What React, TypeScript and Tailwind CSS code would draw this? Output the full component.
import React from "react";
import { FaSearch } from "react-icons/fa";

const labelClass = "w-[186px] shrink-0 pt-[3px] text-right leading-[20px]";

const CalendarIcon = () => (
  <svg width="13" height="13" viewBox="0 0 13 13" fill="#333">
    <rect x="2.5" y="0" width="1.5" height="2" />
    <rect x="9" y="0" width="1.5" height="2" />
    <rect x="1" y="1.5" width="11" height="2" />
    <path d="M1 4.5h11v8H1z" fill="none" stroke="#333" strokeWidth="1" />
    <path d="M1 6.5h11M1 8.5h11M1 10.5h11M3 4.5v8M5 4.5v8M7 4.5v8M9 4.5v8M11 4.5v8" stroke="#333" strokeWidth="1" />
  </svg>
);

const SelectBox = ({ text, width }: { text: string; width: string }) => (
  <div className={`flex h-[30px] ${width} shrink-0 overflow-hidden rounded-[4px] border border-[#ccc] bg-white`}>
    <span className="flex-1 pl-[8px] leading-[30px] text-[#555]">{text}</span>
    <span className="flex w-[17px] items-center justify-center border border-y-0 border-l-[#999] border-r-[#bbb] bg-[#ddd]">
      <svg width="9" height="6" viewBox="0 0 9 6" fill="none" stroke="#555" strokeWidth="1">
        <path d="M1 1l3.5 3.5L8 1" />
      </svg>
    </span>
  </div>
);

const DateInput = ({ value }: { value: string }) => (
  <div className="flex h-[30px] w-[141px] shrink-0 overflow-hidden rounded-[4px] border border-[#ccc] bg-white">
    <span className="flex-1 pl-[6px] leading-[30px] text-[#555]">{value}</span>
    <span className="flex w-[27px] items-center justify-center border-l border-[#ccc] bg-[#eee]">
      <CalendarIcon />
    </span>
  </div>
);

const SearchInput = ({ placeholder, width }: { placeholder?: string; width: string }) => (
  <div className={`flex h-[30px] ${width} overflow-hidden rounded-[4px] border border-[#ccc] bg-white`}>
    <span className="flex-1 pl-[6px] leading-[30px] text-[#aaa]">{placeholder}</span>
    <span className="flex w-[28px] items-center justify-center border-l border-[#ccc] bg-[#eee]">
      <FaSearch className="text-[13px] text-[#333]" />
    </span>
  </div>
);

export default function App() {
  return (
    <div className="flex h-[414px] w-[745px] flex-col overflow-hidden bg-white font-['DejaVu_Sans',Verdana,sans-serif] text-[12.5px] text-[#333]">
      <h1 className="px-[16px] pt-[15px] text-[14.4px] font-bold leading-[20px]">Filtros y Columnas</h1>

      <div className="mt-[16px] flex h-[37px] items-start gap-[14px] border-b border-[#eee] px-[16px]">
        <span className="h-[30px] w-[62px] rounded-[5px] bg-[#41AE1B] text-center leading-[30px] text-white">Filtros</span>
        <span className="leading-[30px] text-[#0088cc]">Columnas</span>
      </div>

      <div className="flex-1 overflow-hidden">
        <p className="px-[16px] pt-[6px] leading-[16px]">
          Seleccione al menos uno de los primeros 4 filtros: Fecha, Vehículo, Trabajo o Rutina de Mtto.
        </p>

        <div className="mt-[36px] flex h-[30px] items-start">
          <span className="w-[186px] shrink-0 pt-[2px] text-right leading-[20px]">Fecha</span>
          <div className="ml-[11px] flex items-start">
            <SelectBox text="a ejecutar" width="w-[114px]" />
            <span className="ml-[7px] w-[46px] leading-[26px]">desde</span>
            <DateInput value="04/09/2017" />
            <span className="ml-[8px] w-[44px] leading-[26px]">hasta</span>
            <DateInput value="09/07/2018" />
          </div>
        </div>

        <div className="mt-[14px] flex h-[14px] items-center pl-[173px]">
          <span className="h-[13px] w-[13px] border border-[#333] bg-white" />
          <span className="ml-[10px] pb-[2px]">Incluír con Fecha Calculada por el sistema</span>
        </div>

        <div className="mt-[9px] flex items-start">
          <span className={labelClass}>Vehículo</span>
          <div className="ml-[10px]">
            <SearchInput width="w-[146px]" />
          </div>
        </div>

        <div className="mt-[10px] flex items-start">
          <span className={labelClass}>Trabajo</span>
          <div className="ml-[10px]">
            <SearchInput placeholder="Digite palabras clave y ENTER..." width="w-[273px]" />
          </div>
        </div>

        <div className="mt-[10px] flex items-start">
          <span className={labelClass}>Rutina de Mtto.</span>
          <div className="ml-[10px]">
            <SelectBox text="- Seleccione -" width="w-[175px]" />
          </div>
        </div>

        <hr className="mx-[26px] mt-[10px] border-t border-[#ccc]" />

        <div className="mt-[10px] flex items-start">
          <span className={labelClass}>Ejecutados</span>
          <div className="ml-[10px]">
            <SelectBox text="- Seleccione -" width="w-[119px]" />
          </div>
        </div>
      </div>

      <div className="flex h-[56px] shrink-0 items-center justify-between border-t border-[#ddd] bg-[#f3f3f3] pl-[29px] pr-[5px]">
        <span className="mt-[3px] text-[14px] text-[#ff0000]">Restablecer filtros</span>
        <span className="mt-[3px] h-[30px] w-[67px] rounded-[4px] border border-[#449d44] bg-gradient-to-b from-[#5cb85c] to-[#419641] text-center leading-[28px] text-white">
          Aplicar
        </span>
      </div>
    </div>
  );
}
--
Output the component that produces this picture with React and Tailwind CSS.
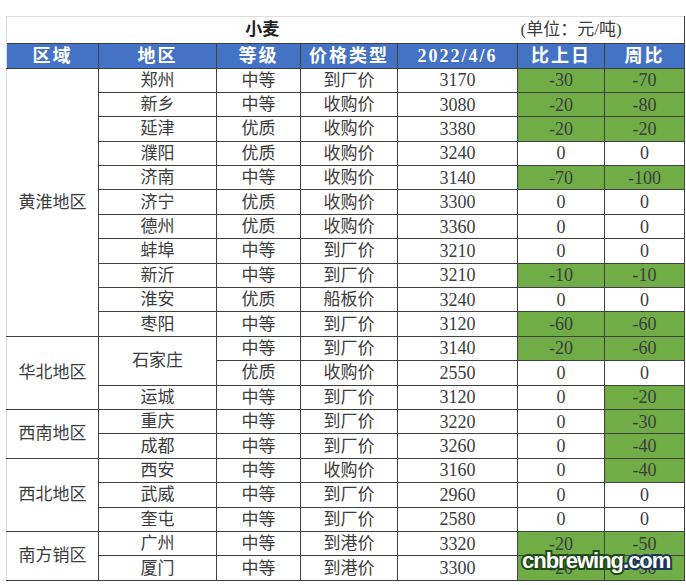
...
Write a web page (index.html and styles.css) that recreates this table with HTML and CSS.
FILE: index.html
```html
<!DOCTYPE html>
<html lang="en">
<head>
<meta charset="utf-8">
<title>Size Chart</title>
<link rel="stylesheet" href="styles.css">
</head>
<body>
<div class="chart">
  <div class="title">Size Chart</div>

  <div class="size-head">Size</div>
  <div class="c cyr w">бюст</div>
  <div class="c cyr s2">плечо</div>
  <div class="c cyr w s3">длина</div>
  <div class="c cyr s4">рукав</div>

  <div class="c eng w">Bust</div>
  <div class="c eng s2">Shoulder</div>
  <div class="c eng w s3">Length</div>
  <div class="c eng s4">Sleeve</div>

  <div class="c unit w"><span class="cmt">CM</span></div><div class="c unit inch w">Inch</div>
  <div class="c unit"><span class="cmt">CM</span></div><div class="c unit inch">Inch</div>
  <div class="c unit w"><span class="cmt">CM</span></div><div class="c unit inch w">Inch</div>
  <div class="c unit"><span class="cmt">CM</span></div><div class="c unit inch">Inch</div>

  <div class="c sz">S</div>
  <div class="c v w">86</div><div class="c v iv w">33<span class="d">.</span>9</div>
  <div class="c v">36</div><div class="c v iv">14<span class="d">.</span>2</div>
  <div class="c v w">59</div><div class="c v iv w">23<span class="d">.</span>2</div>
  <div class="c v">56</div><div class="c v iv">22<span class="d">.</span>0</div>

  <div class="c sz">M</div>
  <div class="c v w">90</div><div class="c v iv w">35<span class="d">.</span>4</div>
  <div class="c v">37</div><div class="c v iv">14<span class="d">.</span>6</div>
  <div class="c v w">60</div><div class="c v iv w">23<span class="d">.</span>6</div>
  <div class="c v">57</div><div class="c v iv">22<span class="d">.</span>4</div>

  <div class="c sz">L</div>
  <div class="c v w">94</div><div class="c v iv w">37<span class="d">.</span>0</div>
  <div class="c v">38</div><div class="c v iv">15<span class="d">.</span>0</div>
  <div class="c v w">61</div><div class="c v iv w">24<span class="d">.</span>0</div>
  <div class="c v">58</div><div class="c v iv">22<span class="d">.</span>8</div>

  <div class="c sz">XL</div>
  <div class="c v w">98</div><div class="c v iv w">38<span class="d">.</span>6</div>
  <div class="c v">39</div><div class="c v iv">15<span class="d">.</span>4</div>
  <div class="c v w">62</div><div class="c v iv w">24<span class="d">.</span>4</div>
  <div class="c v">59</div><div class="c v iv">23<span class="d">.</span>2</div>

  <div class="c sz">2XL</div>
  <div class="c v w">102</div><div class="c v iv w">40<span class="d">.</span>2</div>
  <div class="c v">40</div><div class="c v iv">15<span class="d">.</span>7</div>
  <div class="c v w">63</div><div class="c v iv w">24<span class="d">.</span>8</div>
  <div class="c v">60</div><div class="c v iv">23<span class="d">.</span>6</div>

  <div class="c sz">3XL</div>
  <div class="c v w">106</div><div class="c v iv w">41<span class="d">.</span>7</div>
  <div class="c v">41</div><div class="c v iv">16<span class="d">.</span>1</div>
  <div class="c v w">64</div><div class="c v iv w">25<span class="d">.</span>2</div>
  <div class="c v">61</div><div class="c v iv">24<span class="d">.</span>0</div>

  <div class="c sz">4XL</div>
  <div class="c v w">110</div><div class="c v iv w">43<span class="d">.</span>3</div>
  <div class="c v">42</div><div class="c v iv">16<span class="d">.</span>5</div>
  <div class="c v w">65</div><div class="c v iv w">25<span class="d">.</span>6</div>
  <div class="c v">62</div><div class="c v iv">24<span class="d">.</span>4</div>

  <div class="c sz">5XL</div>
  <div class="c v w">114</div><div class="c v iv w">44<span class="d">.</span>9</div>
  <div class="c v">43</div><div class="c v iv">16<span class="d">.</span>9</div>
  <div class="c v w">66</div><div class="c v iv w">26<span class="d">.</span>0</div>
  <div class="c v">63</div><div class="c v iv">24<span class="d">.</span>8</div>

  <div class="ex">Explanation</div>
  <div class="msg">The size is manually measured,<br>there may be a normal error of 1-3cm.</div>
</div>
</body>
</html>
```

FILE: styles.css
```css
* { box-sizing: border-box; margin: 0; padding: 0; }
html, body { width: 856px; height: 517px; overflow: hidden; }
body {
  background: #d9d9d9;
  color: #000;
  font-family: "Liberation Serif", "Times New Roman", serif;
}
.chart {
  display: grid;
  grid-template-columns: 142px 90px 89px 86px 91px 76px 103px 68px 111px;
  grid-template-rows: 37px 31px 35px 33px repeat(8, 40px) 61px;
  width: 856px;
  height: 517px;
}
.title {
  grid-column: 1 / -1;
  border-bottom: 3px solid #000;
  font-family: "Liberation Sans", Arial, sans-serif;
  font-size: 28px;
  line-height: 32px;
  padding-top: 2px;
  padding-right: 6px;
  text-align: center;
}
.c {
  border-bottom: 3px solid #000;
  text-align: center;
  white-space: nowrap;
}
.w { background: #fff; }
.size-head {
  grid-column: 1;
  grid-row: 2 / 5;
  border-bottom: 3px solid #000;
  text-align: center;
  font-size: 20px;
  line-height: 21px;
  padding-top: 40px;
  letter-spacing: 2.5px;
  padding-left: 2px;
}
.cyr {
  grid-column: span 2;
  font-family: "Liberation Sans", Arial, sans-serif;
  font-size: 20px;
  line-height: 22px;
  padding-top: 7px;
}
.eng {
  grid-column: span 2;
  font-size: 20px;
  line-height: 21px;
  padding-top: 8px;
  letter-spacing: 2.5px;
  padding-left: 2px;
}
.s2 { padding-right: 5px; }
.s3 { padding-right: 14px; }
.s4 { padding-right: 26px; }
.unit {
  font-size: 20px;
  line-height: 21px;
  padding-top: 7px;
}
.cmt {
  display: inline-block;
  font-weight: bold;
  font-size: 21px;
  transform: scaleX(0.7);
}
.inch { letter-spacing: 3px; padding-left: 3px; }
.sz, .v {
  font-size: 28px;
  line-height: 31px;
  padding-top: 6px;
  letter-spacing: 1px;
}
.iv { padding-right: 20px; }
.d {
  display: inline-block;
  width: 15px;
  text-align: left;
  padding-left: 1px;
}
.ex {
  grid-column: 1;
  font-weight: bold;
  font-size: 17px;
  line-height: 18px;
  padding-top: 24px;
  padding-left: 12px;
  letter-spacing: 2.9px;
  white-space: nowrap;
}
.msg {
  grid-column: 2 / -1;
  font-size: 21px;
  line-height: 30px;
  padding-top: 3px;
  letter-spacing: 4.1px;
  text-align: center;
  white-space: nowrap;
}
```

▸ THE REQUEST
Extract from the records above the lines from the one containing "What React, TypeScript" to the one containing "shrink-0 pt-[3px] text-right", both lines included, exactly as they appear and with nothing else.

▸ RESPONSE TO THIS TASK
What React, TypeScript and Tailwind CSS code would draw this? Output the full component.
import React from "react";
import { FaSearch } from "react-icons/fa";

const labelClass = "w-[186px] shrink-0 pt-[3px] text-right leading-[20px]";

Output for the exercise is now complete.